My name is Justice Michelle O’Bonsawin. I am a judge in the Superior Court of Justice in Ottawa. I’m an Abenaki woman. I grew up off-reserve in Northern Ontario. My reserve is called Odanak, it’s in Quebec. I come from a small Francophone community named Hanmer in Northern Ontario. When I was nine years-old I decided I was going to be a lawyer. So when I announced this to my parents it was quite the surprise for them because no one in my family was ever a lawyer.
When I was in high school, I met with my guidance counselor and I told him that I was going to be a lawyer and he told me, “well, Michelle, you come from a small French town in Northern Ontario, that’s likely not to happen, so you should maybe change your career path.” And I had decided no, this is what I’m going to, do. Watch me.
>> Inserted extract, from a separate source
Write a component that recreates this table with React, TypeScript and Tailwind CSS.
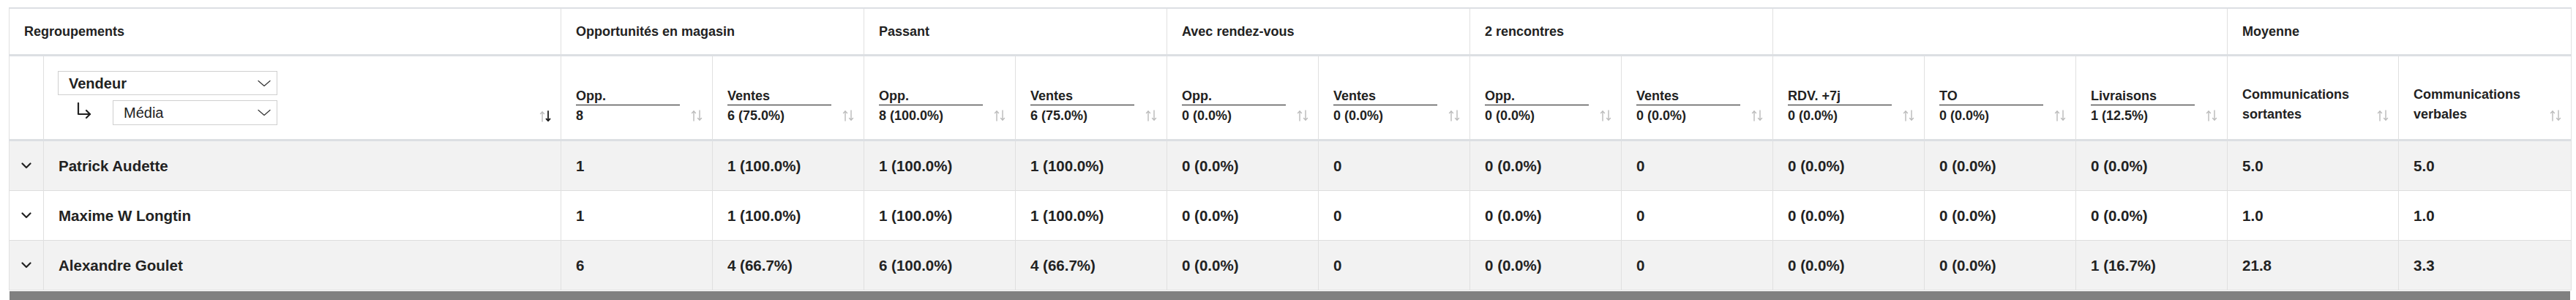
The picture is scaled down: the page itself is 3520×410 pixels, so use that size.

I did my bachelor’s in Arts at Laurentian University and then I came to University of Ottawa in the French Common Law Program. I started off at Justice at the RCMP Legal Services. Then I went to Canada Post where I practiced for nine years doing labour and employment across Canada. Then afterwards I left to go to the Royal Ottawa Healthcare Group to become the General Counsel where I specialized in labour and employment because they had five unions, but I also specialized in mental health law with a specialty in forensic mental health. In the first year that I was here in French Common Law Program someone from the Commissioner’s Office came and spoke to us to describe how you got to be a judge, so you had to have the 10-year requirements, et cetera, and someone in the crowd had asked him “well what’s the perfect judge?” And he said, “the perfect judge is an Aboriginal bilingual woman”. I thought, hey, that’s me!
In October of 2016, I applied to the judiciary and was named the first Indigenous woman at our court in May 2017. Transition from the practice of law to the bench was not an easy one, it was quite the transition for me because I had specialized in areas of the law that aren’t the bread and butter of what we see in the Superior Court. The three lines of business are family, civil and criminal, so it was quite an adjustment for me especially in the first year. I had to do a lot of self-education. I had to get myself great mentors. The best for me was Justice Charles Hackland (the Honorable Charles T. Hackland), who really held my hand and helped me out in the first year because it is a significant transition going from the practice to law to the practice of being a judge. It’s completely different.
I think as judges we have an important role to play in access to justice. We have an active role to play about speaking in the community about what we do and what our role is. And I think it’s important for those that appear in front of us, not just the lawyers but the general population, to understand what a judge does and what our role is and how everything meshes together when the public appears in front of us.